Created attachment 302767 [details] tcpdump when pinging from i386 to ppc64 Here is the tcpdump hen pinging from i386 to ppc64.
Created attachment 302787 [details] tcpdump using nc command to send from ppc64 to i386. the below policy only prevents neighbor solicitation packets from being ESP'd and not the neighbor advertisements. So in the dump_i386, those ESP packets are probably not echo replies but advertisements perhaps. spdadd ::/0 ::/0 icmp6 135,0 -P in none; spdadd ::/0 ::/0 icmp6 135,0 -P out none; So, I removed the above lines from my setkey config file and decided not to use ping or icmp for debugging. Instead I used below setkey setup which changes protocol from "any" to "tcp" and use the "nc" command to generate some tcp traffic. The new attachment is tcpdump from ppc64 to i386. nc listens on i386 and sends on ppc64. fec00:0:0:105::64 is ppc64 ipv6address and fec00:0:0:105::35 id i386 ipv6address. nc fails to establish a connection on the i386 box. my setkey.conf looks like: flush; spdflush; add fc00:0:0:105::35 fc00:0:0:105::64 esp 0x1000 -m transport -E 3des-cbc "ipv6readylogo3descbcin01" -A null ; add fc00:0:0:105::64 fc00:0:0:105::35 esp 0x1458 -m transport -E 3des-cbc "ipv6readylogo3descbcin01" -A null; spdadd fc00:0:0:105::35 fc00:0:0:105::64 tcp -P out ipsec esp/transport//require; spdadd fc00:0:0:105::64 fc00:0:0:105::35 tcp -P in ipsec esp/transport//require;
Created attachment 302788 [details] tcpdump using nc command to send tcp traffic from i386 to ppc64
------- Comment From latten.com 2008-04-17 18:49 EDT------- Odd thing is, if you remove "-A null;" from ppc64 setkey config, this works. Because of the way we call authenc(), specifying "-A null" or just specifying an encryption algorithm should both result in authenc() being called with "hmac(digest_null)". Only difference is we will have an x->aalg and an aalg_desc when using "-A null"...
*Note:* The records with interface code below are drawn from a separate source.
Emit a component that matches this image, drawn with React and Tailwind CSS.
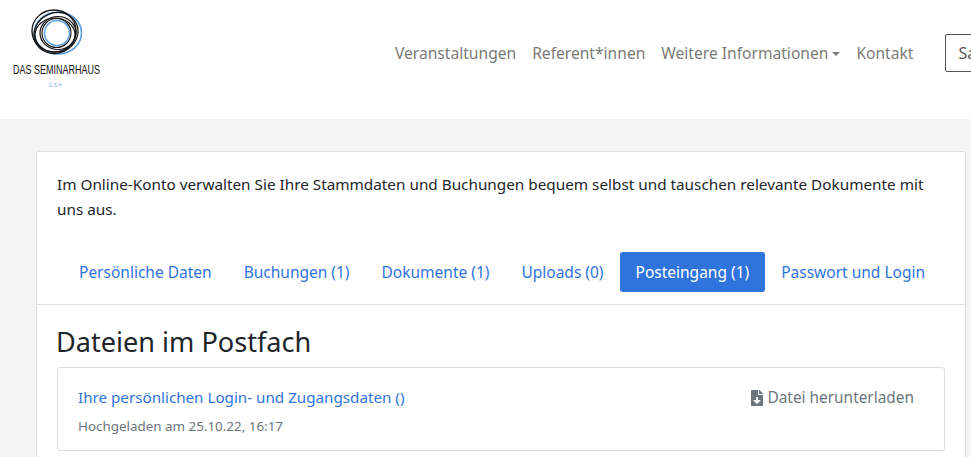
import React from 'react';
import { FaFileDownload } from 'react-icons/fa';

const Logo = () => (
  <div className="flex w-[82px] flex-col items-center">
    <svg width="54" height="54" viewBox="0 0 54 54" fill="none" className="mb-[3px]">
      <ellipse cx="29" cy="27" rx="23.5" ry="21" stroke="#5b9fe0" strokeWidth="1.6" />
      <ellipse cx="25" cy="25" rx="22" ry="21" stroke="#111" strokeWidth="1.3" />
      <ellipse cx="27" cy="27" rx="22.5" ry="20" stroke="#111" strokeWidth="1.2" transform="rotate(-25 27 27)" />
      <ellipse cx="26" cy="29" rx="20" ry="17" stroke="#111" strokeWidth="1.2" />
      <ellipse cx="29" cy="27" rx="18" ry="16.5" stroke="#111" strokeWidth="1.2" />
      <circle cx="27.5" cy="27" r="14.5" stroke="#111" strokeWidth="1.1" />
      <circle cx="28" cy="27" r="12.5" stroke="#5b9fe0" strokeWidth="1.5" />
    </svg>
    <span className="scale-x-[0.72] text-[12.5px] leading-[14px] whitespace-nowrap text-[#111] [font-family:'Liberation_Sans',sans-serif]">DAS SEMINARHAUS</span>
    <span className="mt-[6px] text-[4.5px] leading-[6px] tracking-[1.5px] text-[#6aa5dc] [font-family:'Liberation_Sans',sans-serif]">GSH</span>
  </div>
);

const NavLink = ({ children }) => (
  <a className="mt-[2px] text-[15.6px] whitespace-nowrap text-[#7b7b78]">{children}</a>
);

const tabs = [
  { label: 'Persönliche Daten' },
  { label: 'Buchungen (1)' },
  { label: 'Dokumente (1)' },
  { label: 'Uploads (0)' },
  { label: 'Posteingang (1)', active: true },
  { label: 'Passwort und Login' },
];

export default function App() {
  return (
    <div className="h-[457px] w-[971px] overflow-hidden bg-[#f4f4f4] text-[15.3px] text-[#212529] [font-family:'Noto_Sans',sans-serif]">
      <header className="flex h-[119px] items-start overflow-hidden bg-white">
        <div className="ml-[15px] mt-[6px] shrink-0"><Logo /></div>
        <nav className="ml-[298px] mt-[34px] flex h-[38px] shrink-0 items-center gap-[16px]">
          <NavLink>Veranstaltungen</NavLink>
          <NavLink>Referent*innen</NavLink>
          <span className="flex items-center">
            <NavLink>Weitere Informationen</NavLink>
            <span className="ml-[4px] mt-[2px] h-0 w-0 border-x-[4.5px] border-t-[4.5px] border-x-transparent border-t-[#7b7b78]" />
          </span>
          <NavLink>Kontakt</NavLink>
          <button className="ml-[16px] h-[38px] w-[60px] shrink-0 rounded-[2px] border border-[#555] px-[12px] text-left text-[16px] whitespace-nowrap text-[#555]">Sa</button>
        </nav>
      </header>

      <main className="ml-[36px] mt-[32px] w-[930px] rounded-[3px] border border-[#e0e0e0] bg-white pb-[20px]">
        <div className="border-b border-[#e0e0e0] px-[20px] pt-[20px]">
          <p className="leading-[25px]">Im Online-Konto verwalten Sie Ihre Stammdaten und Buchungen bequem selbst und tauschen relevante Dokumente mit uns aus.</p>
          <ul className="ml-[6px] mt-[30px] mb-[12px] flex">
            {tabs.map((tab) => (
              <li
                key={tab.label}
                className={`flex h-[40px] items-center rounded-[3px] px-[16px] pt-[2px] text-[15.5px] whitespace-nowrap ${tab.active ? 'bg-[#2f74dd] text-white' : 'text-[#2f74dd]'}`}
              >
                {tab.label}
              </li>
            ))}
          </ul>
        </div>
        <div className="px-[20px] pt-[20px]">
          <h2 className="-ml-px text-[27.1px] leading-[34px] font-normal">Dateien im Postfach</h2>
          <div className="mt-[8px] flex h-[84px] justify-between rounded-[3px] border border-[#dedede] px-[20px] pt-[17px]">
            <div>
              <a className="block text-[15.2px] leading-[24px] text-[#2f74dd]">Ihre persönlichen Login- und Zugangsdaten ()</a>
              <p className="mt-[7px] text-[13.4px] leading-[20px] text-[#6c757d]">Hochgeladen am 25.10.22, 16:17</p>
            </div>
            <a className="mr-[10px] flex h-[26px] items-center gap-[4px] text-[15.4px] text-[#6c757d]">
              <FaFileDownload className="h-[16px] w-[12px]" />
              Datei herunterladen
            </a>
          </div>
        </div>
      </main>
    </div>
  );
}
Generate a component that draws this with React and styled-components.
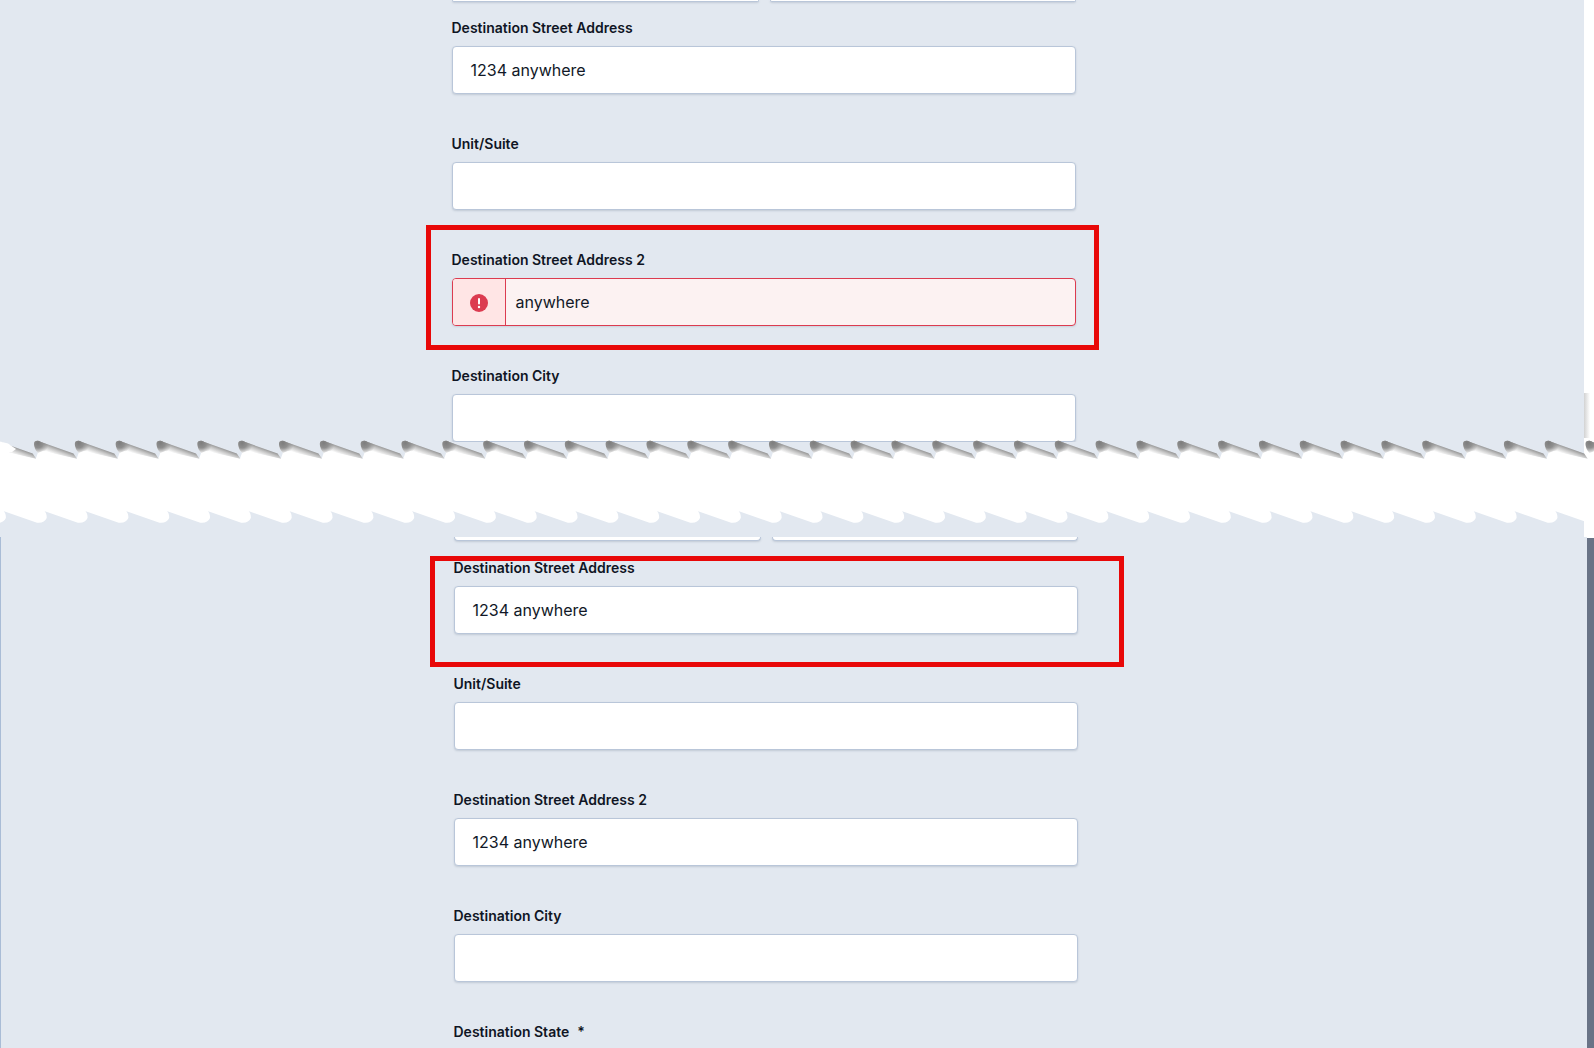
import React from 'react';
import styled, { createGlobalStyle } from 'styled-components';

const Global = createGlobalStyle`
  html, body { margin: 0; padding: 0; background: #fff; overflow: hidden; }
  body { font-family: Inter, "Liberation Sans", sans-serif; }
`;

const BLUE = '#e2e8f0';

const Page = styled.div`
  position: relative;
  width: 1594px;
  height: 1048px;
  overflow: hidden;
  background: #fff;
  display: flex;
  flex-direction: column;
`;
const TopPane = styled.section`
  width: 1584px;
  height: 442px;
  flex: none;
  overflow: hidden;
  background: ${BLUE};
`;
const BottomWrap = styled.div`
  flex: 1;
  display: flex;
  min-height: 0;
`;
const BottomPane = styled.section`
  flex: 1;
  overflow: hidden;
  background: ${BLUE};
  border-left: 1px solid #a9bcd6;
`;
const Scrollbar = styled.div`
  width: 7px;
  margin-top: 1px;
  background: #697386;
`;
const Tear = styled.svg`
  display: block;
  flex: none;
  position: relative;
  z-index: 1;
  width: 1594px;
  height: 99px;
  margin-top: -4px;
`;
const Form = styled.div`
  width: 624px;
  margin-left: ${p => p.$left}px;
`;
const StubRow = styled.div`
  display: grid;
  grid-template-columns: 1fr 1fr;
  column-gap: 11px;
  margin-bottom: ${p => p.$gap}px;
`;
const Stub = styled.div`
  height: ${p => p.$h}px;
  box-sizing: border-box;
  background: #fff;
  border: 1px solid #b9c6d9;
  border-top: 0;
  border-radius: 0 0 4px 4px;
  box-shadow: 0 1px 2px rgba(100, 116, 139, 0.25);
`;
const Field = styled.div`
  margin-bottom: 40px;
`;
const Label = styled.div`
  font-size: 14px;
  font-weight: 600;
  line-height: 20px;
  color: #0f1524;
  margin: 0 0 8px -0.5px;
`;
const Star = styled.span`
  margin-left: 8px;
`;
const InputBox = styled.div`
  height: 48px;
  box-sizing: border-box;
  display: flex;
  align-items: center;
  padding-left: 17.5px;
  font-size: 16px;
  color: #111827;
  background: #fff;
  border: 1px solid #b9c6d9;
  border-radius: 4px;
  box-shadow: 0 1px 2px rgba(100, 116, 139, 0.25);
`;
const ErrorBox = styled.div`
  height: 48px;
  box-sizing: border-box;
  display: flex;
  align-items: stretch;
  font-size: 16px;
  color: #111827;
  background: #fcf2f2;
  border: 1px solid #dc3b50;
  border-radius: 4px;
  overflow: hidden;
  box-shadow: 0 1px 2px rgba(100, 116, 139, 0.2);
`;
const ErrorIcon = styled.div`
  width: 52px;
  flex: none;
  box-sizing: content-box;
  display: flex;
  align-items: center;
  justify-content: center;
  background: #ffe5e5;
  border-right: 1px solid #dc3b50;
`;
const ErrorText = styled.div`
  display: flex;
  align-items: center;
  padding-left: 9.5px;
`;
const AlertSvg = styled.svg`
  margin-top: 2px;
`;
const Callout = styled.div`
  position: absolute;
  z-index: 2;
  box-sizing: border-box;
  left: ${p => p.$x}px;
  top: ${p => p.$y}px;
  width: ${p => p.$w}px;
  height: ${p => p.$h}px;
  border: 5px solid #e80808;
`;
const EdgeShadow = styled.div`
  position: absolute;
  left: 1584px;
  top: 393px;
  width: 6px;
  height: 56px;
  background: linear-gradient(to right, #d2d2d2, #ffffff);
`;

const AlertIcon = () => (
  <AlertSvg width="18" height="18" viewBox="0 0 18 18">
    <circle cx="9" cy="9" r="9" fill="#dc3b50" />
    <rect x="8" y="4" width="2" height="6.5" rx="1" fill="#fff" />
    <circle cx="9" cy="13" r="1.2" fill="#fff" />
  </AlertSvg>
);

const P = 40.83;
const teeth = Array.from({ length: 40 }, (_, i) => i - 1);
const tip = k => 34 + P * k;
const lo = k => 3.3 + P * k;

const whitePath = () => {
  let d = 'M0,452';
  for (let k = -1; k < 39; k++) {
    const x = tip(k);
    d += ` L${x + 4},452.5 L${x + 9},450.5 L${x + 42.7},458.5`;
  }
  d += ' L1594,458 L1594,525';
  for (let k = 38; k >= -1; k--) {
    const x = lo(k);
    d += ` L${x + P},510.7 Q${x + 43.6},513 ${x + 43.4},518 Q${x + 41},523.5 ${x + 33.7},522.7 L${x},511`;
  }
  d += ' L0,511 Z';
  return d;
};

const TearEdge = () => (
  <Tear viewBox="0 438 1594 99">
    <defs>
      <linearGradient id="toothShade" gradientUnits="userSpaceOnUse" x1="20" y1="446.3" x2="17.4" y2="453.3">
        <stop offset="0" stopColor="#969696" />
        <stop offset="0.4" stopColor="#c6c6c6" />
        <stop offset="1" stopColor="#ffffff" />
      </linearGradient>
      <radialGradient id="tipShade" gradientUnits="userSpaceOnUse" cx="4" cy="443" r="11">
        <stop offset="0" stopColor="#7d7d7d" />
        <stop offset="0.45" stopColor="#8f8f8f" />
        <stop offset="1" stopColor="#8f8f8f" stopOpacity="0" />
      </radialGradient>
    </defs>
    <rect x="0" y="442" width="1584" height="20" fill={BLUE} />
    <rect x="0" y="500" width="1584" height="37" fill={BLUE} />
    <rect x="1584" y="438" width="10" height="99" fill="#fff" />
    <path d={whitePath()} fill="#fff" />
    {teeth.map(k => (
      <g key={k} transform={`translate(${tip(k)} 0)`}>
        <path
          d="M0,444 Q0,440.5 4,440.7 Q6,441 7,442 L39.5,453.6 L43,458.7 L9,451 Q6,452 4,453 Q0,449 0,444 Z"
          fill="url(#toothShade)"
        />
        <path
          d="M0,444 Q0,440.5 4,440.7 Q6,441 7,442 L16,445.2 L16,452 L9,451 Q6,452 4,453 Q0,449 0,444 Z"
          fill="url(#tipShade)"
        />
      </g>
    ))}
    <path d="M0,441.6 L8,443.6 L16,449 L12,452 L0,452 Z" fill="#fff" />
  </Tear>
);

const TextField = ({ label, value, star }) => (
  <Field>
    <Label>
      {label}
      {star && <Star>*</Star>}
    </Label>
    <InputBox>{value}</InputBox>
  </Field>
);

const ErrorField = ({ label, value }) => (
  <Field>
    <Label>{label}</Label>
    <ErrorBox>
      <ErrorIcon>
        <AlertIcon />
      </ErrorIcon>
      <ErrorText>{value}</ErrorText>
    </ErrorBox>
  </Field>
);

export default function App() {
  return (
    <Page>
      <Global />
      <TopPane>
        <Form $left={452}>
          <StubRow $gap={16}>
            <Stub $h={2} />
            <Stub $h={2} />
          </StubRow>
          <TextField label="Destination Street Address" value="1234 anywhere" />
          <TextField label="Unit/Suite" />
          <ErrorField label="Destination Street Address 2" value="anywhere" />
          <TextField label="Destination City" />
        </Form>
      </TopPane>
      <TearEdge />
      <BottomWrap>
        <BottomPane>
          <Form $left={453}>
            <StubRow $gap={17}>
              <Stub $h={4} />
              <Stub $h={4} />
            </StubRow>
            <TextField label="Destination Street Address" value="1234 anywhere" />
            <TextField label="Unit/Suite" />
            <TextField label="Destination Street Address 2" value="1234 anywhere" />
            <TextField label="Destination City" />
            <TextField label="Destination State" star />
          </Form>
        </BottomPane>
        <Scrollbar />
      </BottomWrap>
      <EdgeShadow />
      <Callout $x={426} $y={225} $w={673} $h={125} />
      <Callout $x={430} $y={556} $w={694} $h={111} />
    </Page>
  );
}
------- Comment From latten.com 2008-04-18 16:39 EDT------- according to the debugging I have done, the integrity verifies ok. I am not sure what is going on... the only difference between saying "-A null" in ESP and not, is the first one gets an x->aalg and aalg_desc.
That's really strange. If only I had a ppc to test this on :) So what does ip -s x s say on the ppc? If I got the directions right then it would appear that the i386 can receive packets from the ppc but not vice versa. Is the integrity counter going up or perhaps the packets are being dropped somewhere else? Thanks!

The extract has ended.